Recycling Council of Ontario believes that society must minimize its impact on the environment by eliminating waste. To that end, our mission is to inform and educate all members of society about the generation of waste, the avoidance of waste, the more efficient use of resources, and the benefits and/or consequences of these activities.
Since 1978, we have worked with all levels of governments to further effective policies that drive waste reduction outcomes and leverage economic drivers while considering social impacts. We also work extensively with industry and the private sector to integrate waste reduction directly into business models to realize improved environmental performance and economic efficiencies. At a United Nations dinner during the 1989 “Our World” Summit on the Environment in Toronto, the United Nations Environment Programme presented an Environmental Leadership award to RCO for its contribution and leadership of the iconic Blue Box program.

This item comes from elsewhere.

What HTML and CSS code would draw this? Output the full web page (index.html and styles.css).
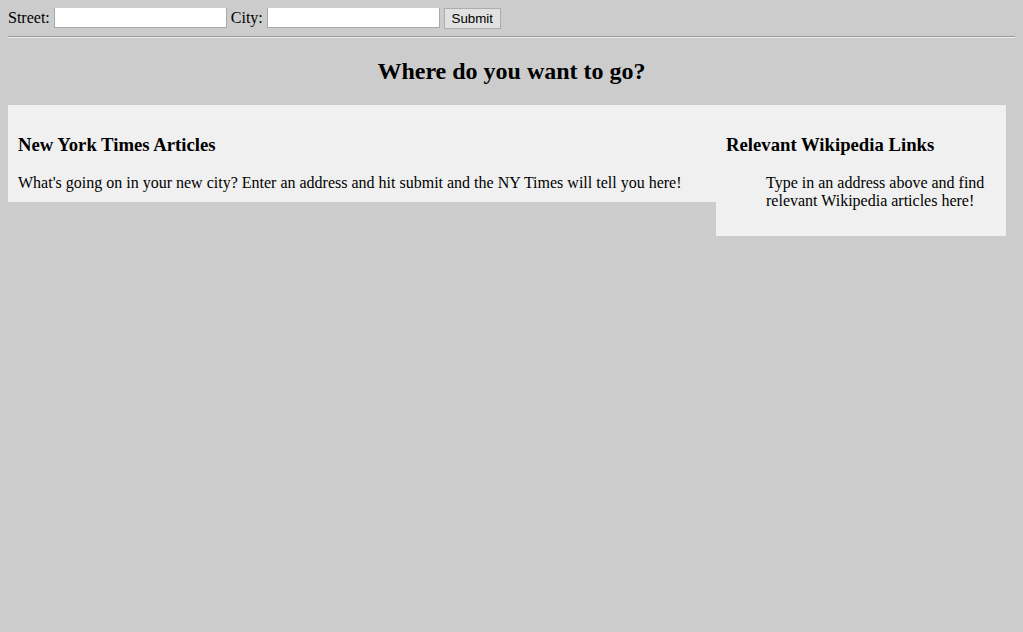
FILE: index.html
```html
<!DOCTYPE html>
<html>
<head>
<meta charset="utf-8">
<title>Move Planner</title>
<link rel="stylesheet" href="styles.css">
</head>
<body>
<form class="form-container">
  <label class="field-label" for="street">Street: </label><input class="text-input" type="text" id="street">
  <label class="field-label" for="city">City: </label><input class="text-input" type="text" id="city">
  <button class="submit-btn" type="button">Submit</button>
</form>
<hr class="divider">
<h2 class="greeting">Where do you want to go?</h2>
<div class="columns">
  <div class="nytimes-container">
    <h3 class="section-header">New York Times Articles</h3>
    <ul class="article-list">What's going on in your new city? Enter an address and hit submit and the NY Times will tell you here!</ul>
  </div>
  <div class="wikipedia-container">
    <h3 class="section-header">Relevant Wikipedia Links</h3>
    <ul class="wiki-list">Type in an address above and find relevant Wikipedia articles here!</ul>
  </div>
</div>
</body>
</html>
```

FILE: styles.css
```css
html, body {
  background-color: #cccccc;
}
body {
  margin: 8px;
  font-family: "Liberation Serif", "Times New Roman", serif;
  font-size: 16px;
  color: #000;
}
.form-container {
  margin: -1px 0 0 0;
  height: 21px;
  display: flex;
  align-items: center;
}
.field-label {
  margin-right: 4px;
  line-height: 18px;
  padding-top: 1px;
}
.text-input {
  box-sizing: border-box;
  width: 173px;
  height: 21px;
  margin: 0 4px 0 0;
  padding: 1px 2px;
  border: 1px solid #a9a9a9;
  background: #fff;
  font-family: "Liberation Sans", Arial, sans-serif;
  font-size: 13.33px;
}
.submit-btn {
  box-sizing: border-box;
  height: 21px;
  width: 57px;
  margin: 1px 0 0 0;
  padding: 1px 6px;
  border: 1px solid #adadad;
  border-radius: 0;
  background: #e1e1e1;
  color: #000;
  font-family: "Liberation Sans", Arial, sans-serif;
  font-size: 13.33px;
}
.divider {
  margin: 8px 0 8px 0;
  border: none;
  border-top: 1px solid #9a9a9a;
  border-bottom: 1px solid #eeeeee;
  height: 0;
}
.greeting {
  text-align: center;
  font-size: 24px;
  font-weight: bold;
  margin: 19px 0 20px 0;
  line-height: 28px;
}
.columns {
  display: flex;
  align-items: flex-start;
}
.nytimes-container {
  width: 688px;
  padding: 10px;
  background-color: #f0f0f0;
}
.wikipedia-container {
  width: 270px;
  padding: 10px;
  background-color: #f0f0f0;
}
.section-header {
  font-size: 18.72px;
  font-weight: bold;
  line-height: 22px;
  margin: 19px 0 18px 0;
}
.article-list {
  list-style: none;
  padding-left: 0;
  margin: 0;
  line-height: 18px;
}
.wiki-list {
  padding-left: 40px;
  margin: 0 0 16px 0;
  line-height: 18px;
}
```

Collectively, RCO’s capacity for this project extends to several areas: technical and operational in materials management; grasp of regulatory requirements and/or barriers; insight into opportunities and barriers of improvement from the perspectives along the entire supply chain; and ability to bring together unrelated stakeholders to work toward recovery and recycling objectives.
In July 2017 the Walmart Foundation invited eligible non-profit organizations working to reduce food waste in Canada to submit proposals for funding.
On April 19 the Walmart Foundation announced the recipients and initiatives to reduce food waste in Canada, including $273,700 USD to RCO for this food waste pilot.